**Aim of the exercise**
Word for word, print each line of the listing below; pictures stay out.

###

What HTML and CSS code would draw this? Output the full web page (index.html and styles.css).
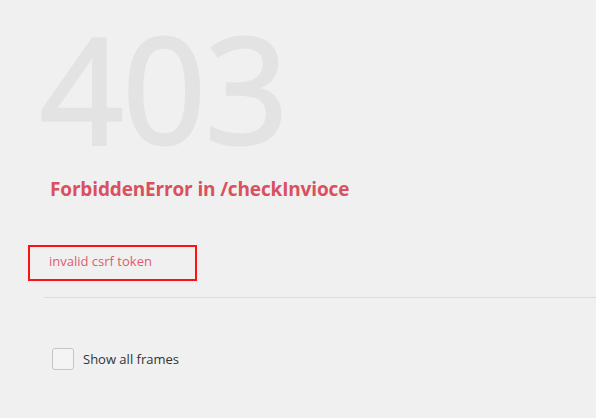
FILE: index.html
```html
<!DOCTYPE html>
<html>
<head>
<meta charset="utf-8">
<link rel="stylesheet" href="styles.css">
</head>
<body>
<div class="page">
  <div class="code">403</div>
  <h1 class="title">ForbiddenError in /checkInvioce</h1>
  <div class="message"><span class="msg-text">invalid csrf token</span></div>
  <hr class="divider">
  <label class="frames"><span class="box"></span><span class="frames-label">Show all frames</span></label>
</div>
</body>
</html>
```
FILE: styles.css
```css
html, body {
  margin: 0;
  padding: 0;
  background: #f0f0f0;
}
body {
  font-family: "Open Sans", "Noto Sans", sans-serif;
  width: 596px;
  height: 418px;
  overflow: hidden;
}
.page {
  padding: 0 0 0 44px;
  display: flex;
  flex-direction: column;
}
.code {
  font-size: 146px;
  line-height: 130px;
  color: #e3e3e3;
  -webkit-text-stroke: 3px #e3e3e3;
  margin: 23px 0 0 -4px;
  letter-spacing: -1px;
  height: 130px;
}
.title {
  font-size: 19px;
  font-weight: 700;
  color: #d9505f;
  margin: 23px 0 0 6px;
  line-height: 26px;
  letter-spacing: -0.15px;
}
.message {
  margin: 43px 0 0 -16px;
  height: 32px;
  border: 2px solid #f11;
  display: flex;
  align-items: center;
  padding-left: 19px;
  box-sizing: content-box;
  width: 146px;
}
.msg-text {
  font-size: 13px;
  color: #de5c6b;
  margin-top: -4px;
}
.divider {
  border: 0;
  border-top: 1px solid #dcdcdc;
  margin: 16px 0 0 0;
  height: 0;
}
.frames {
  display: flex;
  align-items: center;
  margin: 50px 0 0 8px;
  gap: 9px;
}
.box {
  width: 20px;
  height: 20px;
  border: 1px solid #c6c6c6;
  border-radius: 3px;
  background: #f4f4f4;
}
.frames-label {
  font-size: 13px;
  color: #333;
}
```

###

**Full response**
What HTML and CSS code would draw this? Output the full web page (index.html and styles.css).
FILE: index.html
```html
<!DOCTYPE html>
<html>
<head>
<meta charset="utf-8">
<link rel="stylesheet" href="styles.css">
</head>
<body>
<div class="page">
  <div class="code">403</div>
  <h1 class="title">ForbiddenError in /checkInvioce</h1>
  <div class="message"><span class="msg-text">invalid csrf token</span></div>
  <hr class="divider">
  <label class="frames"><span class="box"></span><span class="frames-label">Show all frames</span></label>
</div>
</body>
</html>
```
FILE: styles.css
```css
html, body {
  margin: 0;
  padding: 0;
  background: #f0f0f0;
}
body {
  font-family: "Open Sans", "Noto Sans", sans-serif;
  width: 596px;
  height: 418px;
  overflow: hidden;
}
.page {
  padding: 0 0 0 44px;
  display: flex;
  flex-direction: column;
}
.code {
  font-size: 146px;
  line-height: 130px;
  color: #e3e3e3;
  -webkit-text-stroke: 3px #e3e3e3;
  margin: 23px 0 0 -4px;
  letter-spacing: -1px;
  height: 130px;
}
.title {
  font-size: 19px;
  font-weight: 700;
  color: #d9505f;
  margin: 23px 0 0 6px;
  line-height: 26px;
  letter-spacing: -0.15px;
}
.message {
  margin: 43px 0 0 -16px;
  height: 32px;
  border: 2px solid #f11;
  display: flex;
  align-items: center;
  padding-left: 19px;
  box-sizing: content-box;
  width: 146px;
}
.msg-text {
  font-size: 13px;
  color: #de5c6b;
  margin-top: -4px;
}
.divider {
  border: 0;
  border-top: 1px solid #dcdcdc;
  margin: 16px 0 0 0;
  height: 0;
}
.frames {
  display: flex;
  align-items: center;
  margin: 50px 0 0 8px;
  gap: 9px;
}
.box {
  width: 20px;
  height: 20px;
  border: 1px solid #c6c6c6;
  border-radius: 3px;
  background: #f4f4f4;
}
.frames-label {
  font-size: 13px;
  color: #333;
}
```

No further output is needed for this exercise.